Les mondes épars de Stéphane Gilot
Du dessin aux œuvres monumentales, du son à la performance filmée, Stéphane Gilot est un artiste de terrain. Son atelier montréalais n’est que la partie visible d’un iceberg qui laisse poindre une création mobilisée dans des lieux toujours nouveaux.
photos : Stéphane Gilot
Dans l’atelier de Stéphane Gilot, quelques dessins, une bibliothèque et des caisses entreposées. Sous son vide apparent, le lieu de travail cache bien son jeu car, en 2015, l’artiste est hors-les-murs. Ses installations toujours pensées in situ deviennent paradoxalement migratoires, délocalisant l’artiste avec elles : l’œuvre « Pièce pour cinq interprètes, lumière rose et silence » créée à l’origine pour l’espace pfoac221 à Montréal prendra temporairement racine à Cuba pour la XIIème Biennale de La Havane en mai; le Musée de Joliette accueille l’artiste depuis près de trois ans pour intervenir tout au long de son projet de rénovation. Selon lui, l’œuvre est un atelier tout comme le musée ou la galerie, lui permettant de rester inachevée et d’expérimenter en donnant un rôle plus important au spectateur devenu participant.
Les mondes de Stéphane Gilot se dispersent dans des géographies différentes, mais elles sont aussi des œuvres attentives au temps. Pour « l’œuvre-bunker » qui sera présentée à Cuba, l’artiste a réinterprété dans une série de 21 dessins les tableaux du XIXe siècle découverts dans les musées de La Havane. Poursuivant la figure historique de l’artiste voyageur, il superpose de nouvelles strates temporelles en mettant en scène son module architectural moderniste dans des paysages à l’exotisme passé.
Sa création est nourrie de concepts littéraires, de théories sociétales et architecturales où les « utopies échouées dans la réalité » ne sont jamais loin. Le travail presque invisible dans l’atelier parait nécessairement écartelé : s’il se disperse dans un grand nombre de dessins, il bascule ensuite sans demi-mesure dans la construction concrète et le grand format. L’artiste entreprend d’ambitieuses constructions de modules qui exigent une logistique complexe de par leurs dimensions. Elles laissent l’atelier orphelin puisqu’il devient trop petit pour accueillir ces pièces construites dans de vastes entrepôts temporaires ou assemblées directement dans la galerie. À Joliette, l’édifice du musée n’est plus seulement le lieu d’assemblage d’œuvres in situ, mais une extension de l’atelier en même tant que le sujet même de l’œuvre. Incluant sa collection, ses espaces cachés du public, les strates historiques de différentes époques et le musée en devenir, il en a fait un atelier vivant qui évolue avec les travaux et devient un lieu de tournage de performances ou de fabrication d’une sculpture gigantesque.

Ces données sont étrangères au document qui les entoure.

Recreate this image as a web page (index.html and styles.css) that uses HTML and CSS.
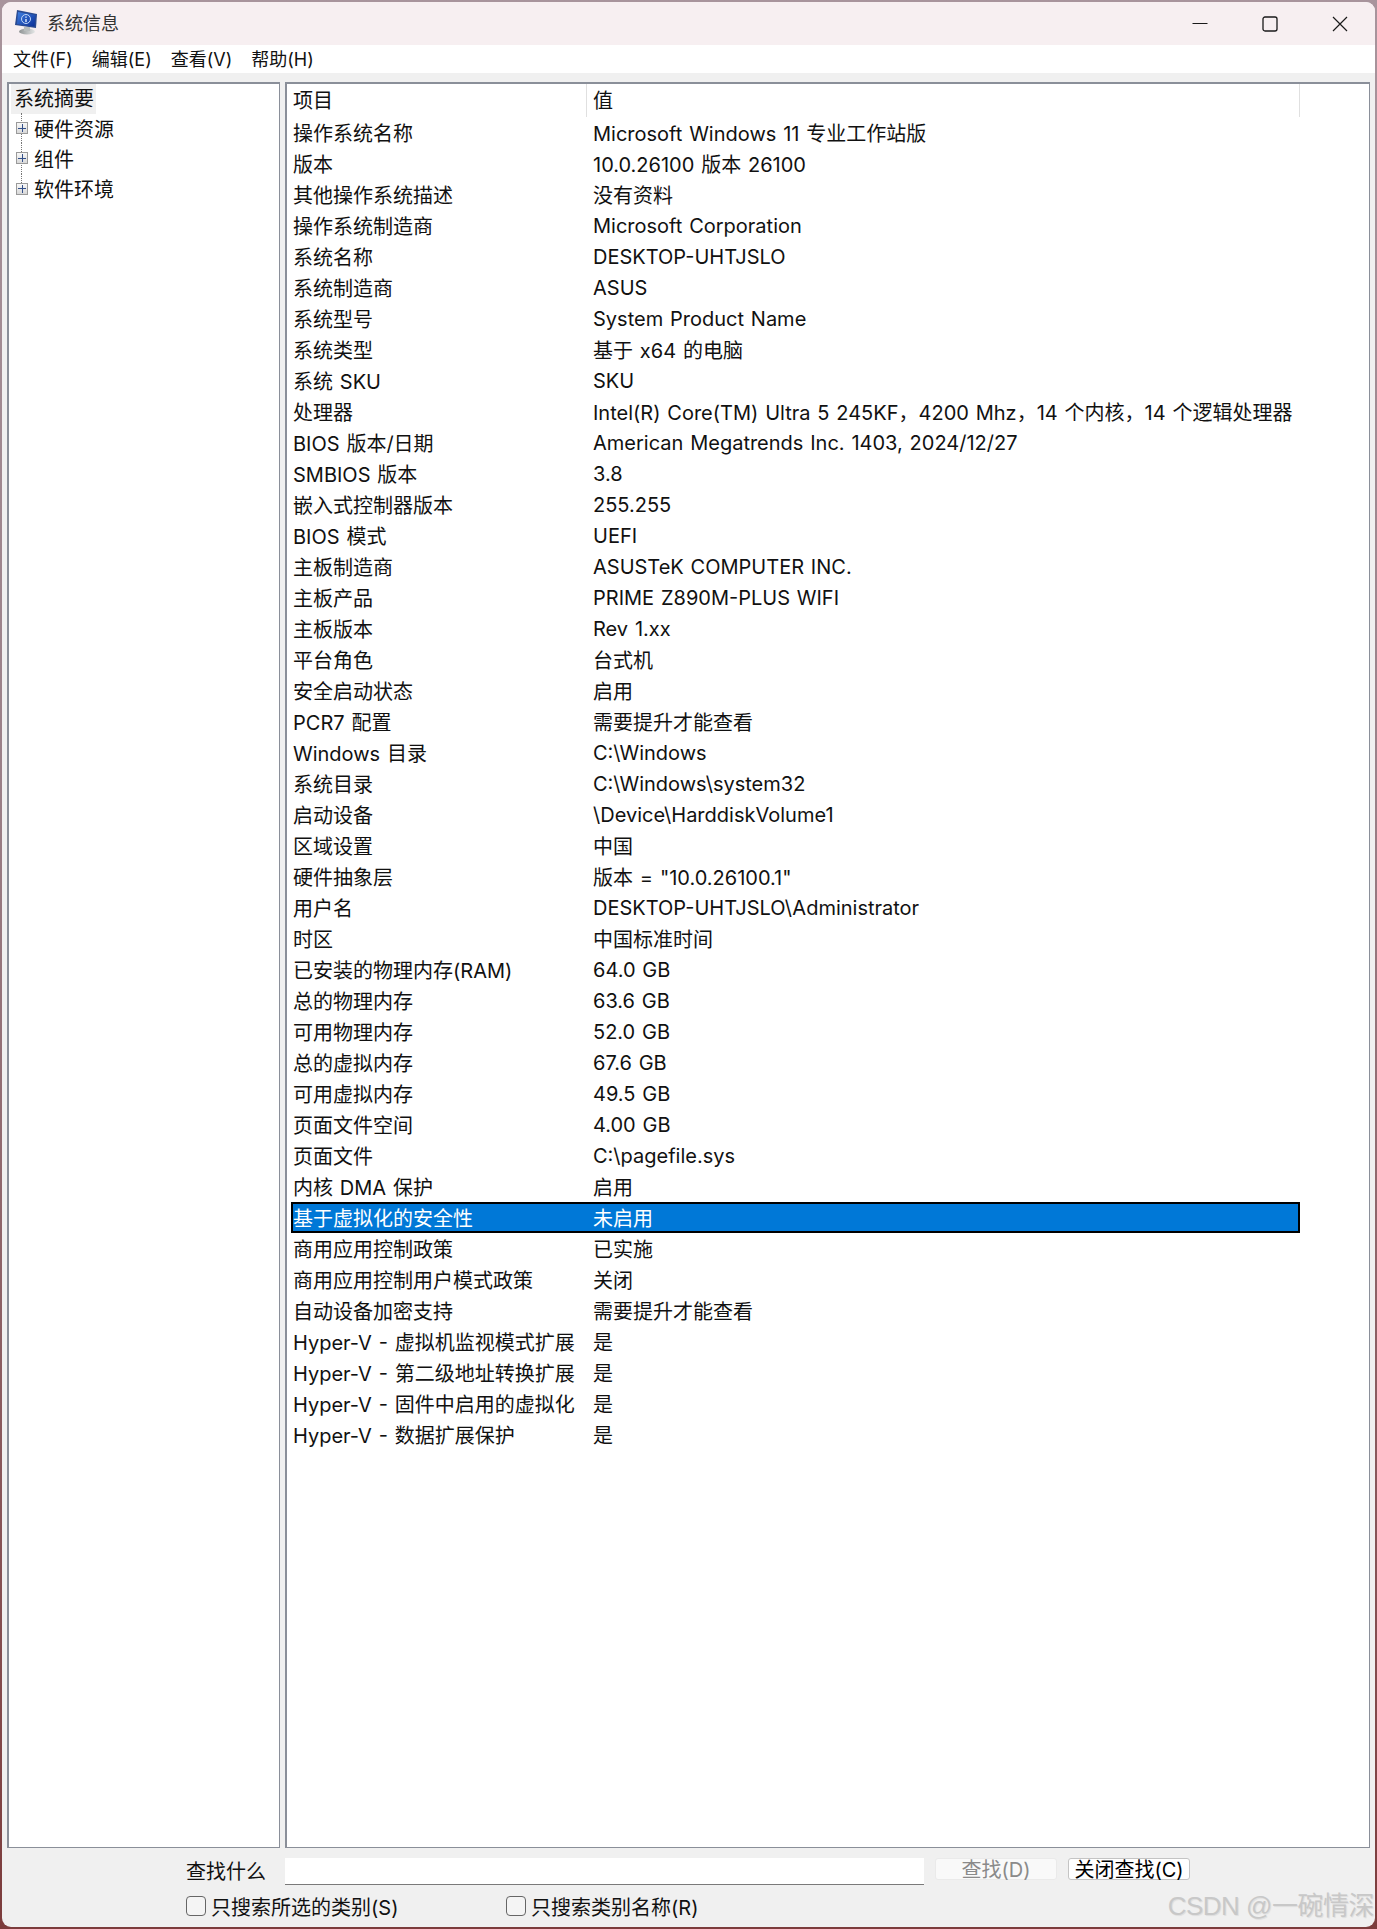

Dans l’atelier montréalais subsistent quelques « variations » fantasmées de l’œuvre et des notes sur papier. Une série de dessins superposent des calques, à la manière d’un outil archaïque mimant Photoshop et réinvente ainsi les temps d’un musée où « plusieurs périodes, plusieurs possibles se retrouvent sur la même surface ». L’hétérotopie décrite par Michel Foucault comme ces espaces concrets qui hébergent l'imaginaire est plus que jamais au cœur de la réflexion de Stéphane Gilot. Du Musée de Joliette, l’artiste réinvestit jusqu’aux pages du livre sur sa collection pour en faire son journal de travail. Faire du musée son atelier, c’est aussi intégrer son discours et ses outils scientifiques pour entremêler le lieu, l’expérience et le regard critique. L’artiste y poursuit l’idée du Corbusier d’un musée « à croissance illimitée » et d’une architecture qui incorpore la ville pour donner tout son sens au musée comme espace hétérotopique où pourrait se greffer l’imaginaire de chacun.